Pages as source code
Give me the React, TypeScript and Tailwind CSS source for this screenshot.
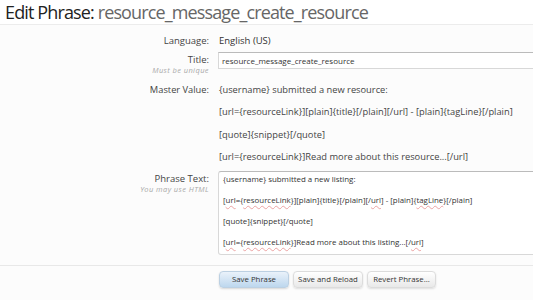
import React from "react";

const Squiggle = ({ children }: { children: React.ReactNode }) => (
  <span className="underline decoration-wavy decoration-[#eba3a3] decoration-[0.5px] underline-offset-[1.5px]">
    {children}
  </span>
);

const masterLines = [
  "{username} submitted a new resource:",
  "[url={resourceLink}][plain]{title}[/plain][/url] - [plain]{tagLine}[/plain]",
  "[quote]{snippet}[/quote]",
  "[url={resourceLink}]Read more about this resource...[/url]",
];

export default function App() {
  return (
    <div className="w-[533px] h-[300px] overflow-hidden bg-white font-['Open_Sans',sans-serif] text-[#333]">
      {/* Heading */}
      <div className="h-[25px] px-[5px] border-b border-[#ececec] flex items-center">
        <h1 className="text-[18px] leading-none whitespace-nowrap tracking-[-0.87px]">
          <span className="text-[#222]">Edit Phrase: </span>
          <span className="text-[#666]">resource_message_create_resource</span>
        </h1>
      </div>

      <div className="bg-[#fcfcfc] h-[275px]">
        {/* Language */}
        <div className="flex pt-[10px] text-[9.5px] leading-[12px]">
          <div className="w-[209px] shrink-0 text-right text-[#444]">Language:</div>
          <div className="pl-[10px]">English (US)</div>
        </div>

        {/* Title */}
        <div className="flex pt-[5px]">
          <div className="w-[209px] shrink-0 text-right pt-[2px]">
            <div className="text-[9.5px] leading-[12px] text-[#444]">Title:</div>
            <div className="text-[7.5px] leading-[9px] italic text-[#aaa] tracking-[0.4px]">Must be unique</div>
          </div>
          <div className="pl-[9px] flex-1">
            <div className="h-[17px] w-[330px] bg-white border border-[#d8d8d8] border-t-[#bbb] px-[3px] text-[8px] leading-[15px] whitespace-nowrap">
              resource_message_create_resource
            </div>
          </div>
        </div>

        {/* Master Value */}
        <div className="flex pt-[9px] text-[9.3px] leading-[12px]">
          <div className="w-[209px] shrink-0 text-right text-[#444]">Master Value:</div>
          <div className="pl-[10px] flex flex-col gap-[10.3px] whitespace-nowrap text-[#444]">
            {masterLines.map((l) => (
              <div key={l}>{l}</div>
            ))}
          </div>
        </div>

        {/* Phrase Text */}
        <div className="flex pt-[8px]">
          <div className="w-[209px] shrink-0 text-right pt-[2px]">
            <div className="text-[9.5px] leading-[12px] text-[#444]">Phrase Text:</div>
            <div className="text-[7.5px] leading-[9px] italic text-[#aaa] tracking-[0.4px]">You may use HTML</div>
          </div>
          <div className="pl-[9px] flex-1">
            <div className="h-[84px] w-[330px] bg-white border border-[#d8d8d8] border-t-[#bbb] rounded-l-[3px] pl-[4px] pt-[2px] text-[7.9px] leading-[11px] whitespace-nowrap text-[#333] flex flex-col gap-[10px]">
              <div>{"{username} submitted a new listing:"}</div>
              <div>
                [<Squiggle>url</Squiggle>={"{"}<Squiggle>resourceLink</Squiggle>{"}][plain]{title}[/plain][/"}
                <Squiggle>url</Squiggle>] - [plain]{"{"}<Squiggle>tagLine</Squiggle>{"}[/plain]"}
              </div>
              <div>{"[quote]{snippet}[/quote]"}</div>
              <div>
                [<Squiggle>url</Squiggle>={"{"}<Squiggle>resourceLink</Squiggle>{"}]Read more about this listing...[/"}
                <Squiggle>url</Squiggle>]
              </div>
            </div>
          </div>
        </div>

        {/* Buttons */}
        <div className="mt-[10px] border-t border-[#e8e8e8] pt-[5px] flex gap-[4px] pl-[219px]">
          <button className="h-[17px] w-[70px] rounded-[4px] border border-[#bcd0e2] bg-gradient-to-b from-[#eaf2fa] to-[#bdd7ee] text-[7.8px] text-[#333] shadow-[0_1px_2px_rgba(0,0,0,0.15)]">
            Save Phrase
          </button>
          <button className="h-[17px] w-[70px] rounded-[4px] border border-[#dcdcdc] bg-gradient-to-b from-white to-[#e9e9e9] text-[7.8px] text-[#333] shadow-[0_1px_2px_rgba(0,0,0,0.12)]">
            Save and Reload
          </button>
          <button className="h-[17px] w-[69px] rounded-[4px] border border-[#dcdcdc] bg-gradient-to-b from-white to-[#e9e9e9] text-[7.8px] text-[#333] shadow-[0_1px_2px_rgba(0,0,0,0.12)]">
            Revert Phrase...
          </button>
        </div>
      </div>
    </div>
  );
}
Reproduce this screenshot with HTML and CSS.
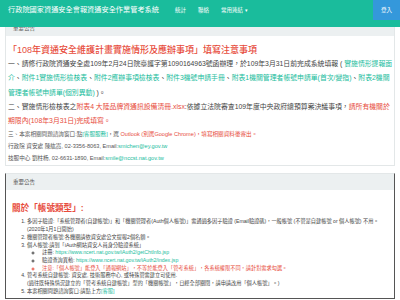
FILE: index.html
```html
<!DOCTYPE html>
<html>
<head>
  <title>行政院國家資通安全會報資通安全作業管考系統</title>
  <link rel="stylesheet" href="styles.css">
</head>
<body>
  <div class="navbar">
    <span class="brand">行政院國家資通安全會報資通安全作業管考系統</span>
    <span class="nav-link">統計</span>
    <span class="nav-link">聯絡</span>
    <span class="nav-link">常用連結 <span class="caret">▾</span></span>
    <span class="login">登入</span>
  </div>

  <div class="container">
    <div class="panel">
      <div class="panel-heading">重要公告</div>
      <div class="panel-body">
        <h3 class="notice-title">「108年資通安全維護計畫實施情形及應辦事項」填寫注意事項</h3>
        <p class="big">一、請修行政院資通安全處109年2月24日院臺護字第1090164963號函辦理，於109年3月31日前完成系統填報 ( <a>實施情形提報面介</a>、<a>附件1實施情形檢核表</a>、<a>附件2應辦事項檢核表</a>、<a>附件3機號申請手冊</a>、<a>附表1機關管理者帳號申請單(首次/變指)</a>、<a>附表2機關管理者帳號申請單(個別異動)</a> )。</p>
        <p class="big">二、實施情形檢核表之<span class="red">附表4 大陸品牌資通訊設備清冊.xlsx</span>:依據立法院審查109年度中央政府總預算案決議事項，<span class="red">請所有機關於期限內(108年3月31日)完成填寫。</span></p>
        <p class="small">三、本案相關問題諮詢窗口:點<a>[客服服務]</a>，選 <span class="red">Outlook (別選Google Chrome)，填寫相關資料後寄出。</span></p>
        <p class="small">行政院 資安處 陳紘嵩, 02-3356-8063, Email:<a>smichen@ey.gov.tw</a></p>
        <p class="small">技服中心 劉柱杨, 02-6631-1890, Email:<a>smile@nccst.nat.gov.tw</a></p>
      </div>
    </div>

    <div class="panel panel-last">
      <div class="panel-heading">重要公告</div>
      <div class="panel-body">
        <h3 class="account-title">關於「帳號類型」:</h3>
        <ol class="account-list">
          <li>多因子驗證:「系統管理者(自建帳號)」和「機關管理者(Auth個人帳號)」需通過多因子驗證 (Email驗證碼)，一般帳號 (不管是自建帳號 or 個人帳號) 不用。(2020年1月1日開始)</li>
          <li>機關管理者帳號:各機關請依資安處公文提報2個名額。</li>
          <li>個人帳號:請到「iAuth網站資安人員身分驗證系統」
            <ul>
              <li>註冊: <a>https://www.ncert.nat.gov.tw/iAuth2/getChtInfo.jsp</a></li>
              <li>驗證查詢異動: <a>https://www.ncert.nat.gov.tw/iAuth2/index.jsp</a></li>
              <li class="red">注意:「個人帳號」能登入「通報網站」，不等於能登入「管考系統」，各系統權限不同，請針對需求勾選。</li>
            </ul>
          </li>
          <li>管考系統自建帳號: 資安處, 技術服務中心, 或特殊管需建立可使用.<br>(過往既特殊情況建立的「管考系統自建帳號」型的「機關帳號」，日經全部關閉，請申請改用「個人帳號」。)</li>
          <li>本案相關問題諮詢窗口:請點上方<a>[客服]</a></li>
        </ol>
      </div>
    </div>
  </div>
</body>
</html>
```

FILE: styles.css
```css
body {
  margin: 0;
  font-family: "Liberation Sans", "Noto Sans CJK TC", sans-serif;
  color: #444444;
  background-color: #ffffff;
}

a {
  color: #18bc9c;
}

.red {
  color: #e74c3c;
}

.navbar {
  position: fixed;
  top: 0;
  left: 0;
  right: 0;
  height: 27px;
  background-color: #1abc9c;
  color: #ffffff;
  display: flex;
  align-items: flex-start;
  z-index: 10;
}

.brand {
  font-size: 7.2px;
  padding: 4px 10px 0 8px;
}

.nav-link {
  font-size: 5.5px;
  padding: 6px 6px 0 6px;
}

.caret {
  font-size: 5px;
}

.login {
  margin-left: auto;
  background-color: #3498db;
  font-size: 5.5px;
  width: 27px;
  height: 20px;
  display: flex;
  align-items: center;
  justify-content: center;
}

.container {
  padding: 19px 5px 0 5px;
}

.panel {
  border: 1px solid #e3e7e8;
  margin-bottom: 7px;
}

.panel-heading {
  background-color: #ecf0f1;
  height: 16px;
  line-height: 16px;
  font-size: 5.5px;
  color: #555555;
  padding-left: 7px;
}

.panel-body {
  padding: 7px 1px 1px 2px;
}

.notice-title {
  margin: 0;
  font-size: 9px;
  font-weight: 500;
  line-height: 14px;
  color: #e74c3c;
}

.big {
  margin: 0;
  font-size: 6.85px;
  line-height: 14.3px;
}

.small {
  margin: 0;
  font-size: 5.6px;
  line-height: 12px;
  color: #555555;
}

.panel-last {
  border-color: #555555;
  border-top-color: #e3e7e8;
  margin-bottom: 0;
}

.panel-last .panel-body {
  padding: 12px 7px 2px 6px;
}

.account-title {
  margin: 0 0 4px 0;
  font-size: 8.6px;
  line-height: 12px;
  color: #e74c3c;
}

.account-list {
  margin: 0;
  padding-left: 15px;
  font-size: 5.2px;
  line-height: 7.7px;
  color: #444444;
}

.account-list ul {
  margin: 0;
  padding-left: 15px;
  list-style-type: circle;
}
```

**TASK DETAILS:**
Count the lines in the records above that contain the word "this", and give only the number.

**FINISHED ANSWER:**
4